Sunday, November 11, 2012

Review: Discovery Science Place in Tyler, Texas

Last Saturday I drove the two hours from the Dallas/Ft.Worth Metroplex out to Tyler, Texas in order to check out the Discovery Science Place, a children's museum operated by the University of Texas.  Housed in what appears to be an old warehouse and looking from the outside small and worn down, my wife and I were amazed at what we found inside.  So were our kids.

As members of the Perot Museum of Nature and Science in Dallas, we took advantage of the Association of Science and Technology Centers reciprocal visits and got in free.  But the prices that I saw looked incredibly reasonable.  Even before getting our wristbands at the front counter and small gift shop, my kids were bucking at the bit to get in the first gallery.

And wow!  Taking the turn to the right takes you into one of the most incredible children's exploration areas I've ever seen!  A massive cave structure and wooden sailing ship dominate the main floor and is riddled with caves, an earthquake plate simulator, a dino dig, and tons of activities that kids ranging into the ten and eleven ages could enjoy.  The Discovery Science Place managed to create an environment that was as engaging for my SIXTH MONTH OLD SON as it was for my five year old daughter!

While Jonathan struggled to figure out how to get the dice out of the clear tube (in order to eat them of course), my daughters moved on to other activities.  Evie tried out the magnetic structure station while Rachel made her way to the computer.

I have whole hosts of pictures, and the other stations were just as amazing.  There was a climbing wall, a physics of gravity room where you could run golfballs down rollercoaster type tracks.  The CBS Television Station was an instant hit with the girls as they put on their own shows!

Granted, it was a little difficult to get Rachel away from the darkened theater showing Ms. Frizzle and Magic School Bus episodes, but eventually we moved on to the second gallery - make believe.  If you've visited the Ft. Worth Museum of Science and History, you've probably seen the Children's Area there.  The Discovery Science Place in Tyler may not have as fresh of paint, but it kicks Ft. Worth's rear end to pieces and the does a little jig over the grave.  Sure, it had a grocery and a nursery.  But does Ft. Worth have a Bistro?  A Coffee Shop?  A Bank?  A COURTROOM?  I think not!  And the Moody Family Children's Museum at the Perot Museum in Dallas doesn't hold a candle to Discovery Place.

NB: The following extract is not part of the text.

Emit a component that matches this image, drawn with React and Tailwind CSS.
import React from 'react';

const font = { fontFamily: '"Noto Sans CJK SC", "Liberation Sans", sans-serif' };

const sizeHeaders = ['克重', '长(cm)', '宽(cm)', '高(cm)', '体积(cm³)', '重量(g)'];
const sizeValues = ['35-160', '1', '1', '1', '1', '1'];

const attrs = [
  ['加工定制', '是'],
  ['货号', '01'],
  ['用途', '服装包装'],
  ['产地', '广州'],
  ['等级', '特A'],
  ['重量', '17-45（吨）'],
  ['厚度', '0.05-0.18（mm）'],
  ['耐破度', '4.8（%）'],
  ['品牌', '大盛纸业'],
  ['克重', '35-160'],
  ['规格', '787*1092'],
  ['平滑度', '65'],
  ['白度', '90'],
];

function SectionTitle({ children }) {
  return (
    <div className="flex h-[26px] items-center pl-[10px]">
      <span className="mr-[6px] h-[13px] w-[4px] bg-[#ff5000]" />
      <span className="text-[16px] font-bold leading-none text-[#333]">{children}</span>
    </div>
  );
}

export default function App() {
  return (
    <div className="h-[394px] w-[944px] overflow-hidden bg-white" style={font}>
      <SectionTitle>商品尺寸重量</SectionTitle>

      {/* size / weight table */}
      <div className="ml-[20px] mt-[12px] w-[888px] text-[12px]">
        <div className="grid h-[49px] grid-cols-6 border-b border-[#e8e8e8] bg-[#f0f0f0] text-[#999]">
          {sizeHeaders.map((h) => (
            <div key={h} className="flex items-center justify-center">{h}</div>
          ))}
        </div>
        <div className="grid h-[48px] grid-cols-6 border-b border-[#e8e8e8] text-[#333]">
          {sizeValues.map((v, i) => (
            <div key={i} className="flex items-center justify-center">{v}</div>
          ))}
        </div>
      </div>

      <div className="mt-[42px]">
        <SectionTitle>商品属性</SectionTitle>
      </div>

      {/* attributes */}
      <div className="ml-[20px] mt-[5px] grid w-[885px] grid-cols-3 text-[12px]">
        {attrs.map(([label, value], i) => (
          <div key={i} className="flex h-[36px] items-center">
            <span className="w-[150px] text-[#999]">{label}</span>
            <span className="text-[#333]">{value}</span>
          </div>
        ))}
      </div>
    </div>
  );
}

There was even a full sized, REAL ambulance parked in the Discovery Center and Evie spent quite a bit of time playing doctor!  There were plenty of "toy" stethoscopes and blood pressure cuffs and enough dolls to suffer through child medicine!  But while Evie was diagnosing her patient, Rachel dressed in scrubs and was in the nursery taking care of babies!

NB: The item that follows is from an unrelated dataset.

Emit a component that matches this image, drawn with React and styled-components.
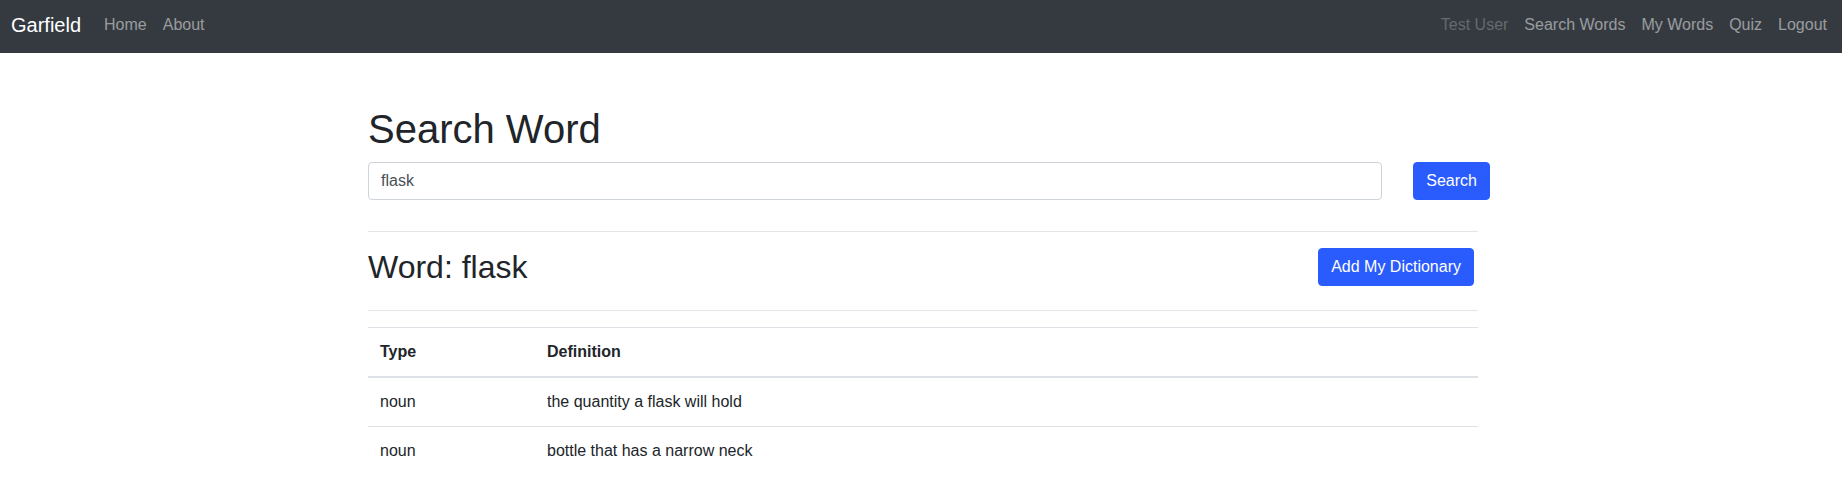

And while my kids played make-believe, I watched as older children made use of the Construction Zone, putting together wall pipes for a Rube-Goldberg type gravity fall.  There were tables of construction materials, from duplos to Lincoln Logs.  It was amazing.  I sat by, watching Evie play, while two ten year-olds, dressed as doctors, diagnosed me with a heart attack by checking in my ear.  One of their friends limped by on crutches and the quack treating me waved an X-ray, declared the girl's foot broken, and demanded she prepare for surgery.  Budding doctor on our hands?  God, I  hope NOT!

The third gallery was for the older crowd and while Rachel wandered through the bug and leech collection, she was too grossed out to stay for long.  Evie didn't even make it over there.

As it was, we spent two and a half hours at the Discovery Science Place before hunger got the better of us.  If we hadn't had Jonathan, we might even have gone BACK for round two.  The girls could have spent the entire day at the Discovery Science Place.

The folks in Tyler have really created an amazing world for children and it is well worth the time and money to drive out there and let your little ones explore science, technology, and the grown up world!